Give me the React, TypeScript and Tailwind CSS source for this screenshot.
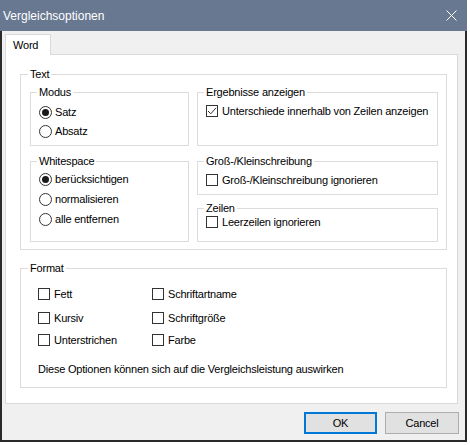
import type { ReactNode } from 'react'

function Group({ label, className, children }: { label: string; className: string; children?: ReactNode }) {
  return (
    <fieldset className={`border border-[#dcdcdc] min-w-0 ${className}`}>
      <legend className="ml-[-2px] px-[2px] leading-[12px]">{label}</legend>
      {children}
    </fieldset>
  )
}

function Radio({ checked, label, h }: { checked?: boolean; label: string; h: string }) {
  return (
    <div className={`flex items-center gap-[3px] ${h}`}>
      <svg width="13" height="13" viewBox="0 0 13 13" className="shrink-0">
        <circle cx="6.5" cy="6.5" r="6" fill="#fff" stroke="#333" strokeWidth="1" />
        {checked && <circle cx="6.5" cy="6.5" r="3.5" fill="#1a1a1a" />}
      </svg>
      <span>{label}</span>
    </div>
  )
}

function Check({ checked, label, h }: { checked?: boolean; label: string; h: string }) {
  return (
    <div className={`flex items-center gap-[4px] ${h}`}>
      <span className="w-[12px] h-[12px] border border-[#333] bg-white shrink-0 flex items-center justify-center">
        {checked && (
          <svg width="10" height="10" viewBox="0 0 10 10">
            <path d="M1 5 L3.8 7.8 L9 1.8" fill="none" stroke="#333" strokeWidth="1" />
          </svg>
        )}
      </span>
      <span>{label}</span>
    </div>
  )
}

export default function App() {
  return (
    <div className="w-[467px] h-[442px] flex flex-col text-[11px] tracking-[-0.2px] text-black font-['Liberation_Sans',Arial,sans-serif]">
      {/* Title bar */}
      <div className="h-[31px] shrink-0 bg-[#687890] flex items-center justify-between pl-[3px] pr-[10px] text-white text-[12px] tracking-normal">
        <span>Vergleichsoptionen</span>
        <svg width="11" height="11" viewBox="0 0 11 11">
          <path d="M0.5 0.5 L10.5 10.5 M10.5 0.5 L0.5 10.5" stroke="#fff" strokeWidth="1" />
        </svg>
      </div>

      {/* Body */}
      <div className="flex-1 bg-[#f0f0f0] border-x-2 border-b-2 border-[#2a2a2a] flex flex-col pl-[3px] pr-[7px] pt-[3px]">
        <div className="flex">
          <div className="relative z-10 -mb-px w-[46px] h-[21px] bg-white border-t border-x border-[#d9d9d9] pl-[7px] pt-[3px] leading-[14px]">
            Word
          </div>
        </div>

        <div className="h-[350px] bg-white border border-[#d9d9d9] pl-[14px] pr-[10px] pt-[13px]">
          <Group label="Text" className="h-[182px] pl-[9px] pr-[8px] pt-[6px]">
            <div className="grid grid-cols-[159px_241px] gap-x-[8px]">
              <div className="flex flex-col">
                <Group label="Modus" className="h-[60px] pl-[8px] pt-[5px]">
                  <Radio checked label="Satz" h="h-[19px]" />
                  <Radio label="Absatz" h="h-[19px]" />
                </Group>
                <Group label="Whitespace" className="h-[87px] mt-[9px] pl-[8px] pt-[2px]">
                  <Radio checked label="berücksichtigen" h="h-[20px]" />
                  <Radio label="normalisieren" h="h-[20px]" />
                  <Radio label="alle entfernen" h="h-[20px]" />
                </Group>
              </div>
              <div className="flex flex-col">
                <Group label="Ergebnisse anzeigen" className="h-[60px] pl-[8px] pt-[3px]">
                  <Check checked label="Unterschiede innerhalb von Zeilen anzeigen" h="h-[20px]" />
                </Group>
                <Group label="Groß-/Kleinschreibung" className="h-[40px] mt-[9px] pl-[8px] pt-[3px]">
                  <Check label="Groß-/Kleinschreibung ignorieren" h="h-[20px]" />
                </Group>
                <Group label="Zeilen" className="h-[40px] mt-[7px] pl-[8px]">
                  <Check label="Leerzeilen ignorieren" h="h-[16px]" />
                </Group>
              </div>
            </div>
          </Group>

          <Group label="Format" className="h-[126px] mt-[12px] pl-[9px] pt-[8px]">
            <div className="ml-[8px] grid grid-cols-[114px_1fr] grid-rows-[24px_24px_20px]">
              <Check label="Fett" h="h-full" />
              <Check label="Schriftartname" h="h-full" />
              <Check label="Kursiv" h="h-full" />
              <Check label="Schriftgröße" h="h-full" />
              <Check label="Unterstrichen" h="h-full" />
              <Check label="Farbe" h="h-full" />
            </div>
            <div className="ml-[8px] mt-[11px] h-[16px] flex items-center">
              Diese Optionen können sich auf die Vergleichsleistung auswirken
            </div>
          </Group>
        </div>

        <div className="flex justify-end gap-[8px] mt-[8px] -mr-px">
          <button className="w-[73px] h-[22px] bg-[#e1e1e1] border-2 border-[#0078d7] leading-none">OK</button>
          <button className="w-[74px] h-[22px] bg-[#e1e1e1] border border-[#adadad] leading-none">Cancel</button>
        </div>
      </div>
    </div>
  )
}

============

#### What is asked:
Your task is to reproduce all of the material exactly. The pictures stay out.

#### Response for this exercise:
Give me the React, TypeScript and Tailwind CSS source for this screenshot.
import type { ReactNode } from 'react'

function Group({ label, className, children }: { label: string; className: string; children?: ReactNode }) {
  return (
    <fieldset className={`border border-[#dcdcdc] min-w-0 ${className}`}>
      <legend className="ml-[-2px] px-[2px] leading-[12px]">{label}</legend>
      {children}
    </fieldset>
  )
}

function Radio({ checked, label, h }: { checked?: boolean; label: string; h: string }) {
  return (
    <div className={`flex items-center gap-[3px] ${h}`}>
      <svg width="13" height="13" viewBox="0 0 13 13" className="shrink-0">
        <circle cx="6.5" cy="6.5" r="6" fill="#fff" stroke="#333" strokeWidth="1" />
        {checked && <circle cx="6.5" cy="6.5" r="3.5" fill="#1a1a1a" />}
      </svg>
      <span>{label}</span>
    </div>
  )
}

function Check({ checked, label, h }: { checked?: boolean; label: string; h: string }) {
  return (
    <div className={`flex items-center gap-[4px] ${h}`}>
      <span className="w-[12px] h-[12px] border border-[#333] bg-white shrink-0 flex items-center justify-center">
        {checked && (
          <svg width="10" height="10" viewBox="0 0 10 10">
            <path d="M1 5 L3.8 7.8 L9 1.8" fill="none" stroke="#333" strokeWidth="1" />
          </svg>
        )}
      </span>
      <span>{label}</span>
    </div>
  )
}

export default function App() {
  return (
    <div className="w-[467px] h-[442px] flex flex-col text-[11px] tracking-[-0.2px] text-black font-['Liberation_Sans',Arial,sans-serif]">
      {/* Title bar */}
      <div className="h-[31px] shrink-0 bg-[#687890] flex items-center justify-between pl-[3px] pr-[10px] text-white text-[12px] tracking-normal">
        <span>Vergleichsoptionen</span>
        <svg width="11" height="11" viewBox="0 0 11 11">
          <path d="M0.5 0.5 L10.5 10.5 M10.5 0.5 L0.5 10.5" stroke="#fff" strokeWidth="1" />
        </svg>
      </div>

      {/* Body */}
      <div className="flex-1 bg-[#f0f0f0] border-x-2 border-b-2 border-[#2a2a2a] flex flex-col pl-[3px] pr-[7px] pt-[3px]">
        <div className="flex">
          <div className="relative z-10 -mb-px w-[46px] h-[21px] bg-white border-t border-x border-[#d9d9d9] pl-[7px] pt-[3px] leading-[14px]">
            Word
          </div>
        </div>

        <div className="h-[350px] bg-white border border-[#d9d9d9] pl-[14px] pr-[10px] pt-[13px]">
          <Group label="Text" className="h-[182px] pl-[9px] pr-[8px] pt-[6px]">
            <div className="grid grid-cols-[159px_241px] gap-x-[8px]">
              <div className="flex flex-col">
                <Group label="Modus" className="h-[60px] pl-[8px] pt-[5px]">
                  <Radio checked label="Satz" h="h-[19px]" />
                  <Radio label="Absatz" h="h-[19px]" />
                </Group>
                <Group label="Whitespace" className="h-[87px] mt-[9px] pl-[8px] pt-[2px]">
                  <Radio checked label="berücksichtigen" h="h-[20px]" />
                  <Radio label="normalisieren" h="h-[20px]" />
                  <Radio label="alle entfernen" h="h-[20px]" />
                </Group>
              </div>
              <div className="flex flex-col">
                <Group label="Ergebnisse anzeigen" className="h-[60px] pl-[8px] pt-[3px]">
                  <Check checked label="Unterschiede innerhalb von Zeilen anzeigen" h="h-[20px]" />
                </Group>
                <Group label="Groß-/Kleinschreibung" className="h-[40px] mt-[9px] pl-[8px] pt-[3px]">
                  <Check label="Groß-/Kleinschreibung ignorieren" h="h-[20px]" />
                </Group>
                <Group label="Zeilen" className="h-[40px] mt-[7px] pl-[8px]">
                  <Check label="Leerzeilen ignorieren" h="h-[16px]" />
                </Group>
              </div>
            </div>
          </Group>

          <Group label="Format" className="h-[126px] mt-[12px] pl-[9px] pt-[8px]">
            <div className="ml-[8px] grid grid-cols-[114px_1fr] grid-rows-[24px_24px_20px]">
              <Check label="Fett" h="h-full" />
              <Check label="Schriftartname" h="h-full" />
              <Check label="Kursiv" h="h-full" />
              <Check label="Schriftgröße" h="h-full" />
              <Check label="Unterstrichen" h="h-full" />
              <Check label="Farbe" h="h-full" />
            </div>
            <div className="ml-[8px] mt-[11px] h-[16px] flex items-center">
              Diese Optionen können sich auf die Vergleichsleistung auswirken
            </div>
          </Group>
        </div>

        <div className="flex justify-end gap-[8px] mt-[8px] -mr-px">
          <button className="w-[73px] h-[22px] bg-[#e1e1e1] border-2 border-[#0078d7] leading-none">OK</button>
          <button className="w-[74px] h-[22px] bg-[#e1e1e1] border border-[#adadad] leading-none">Cancel</button>
        </div>
      </div>
    </div>
  )
}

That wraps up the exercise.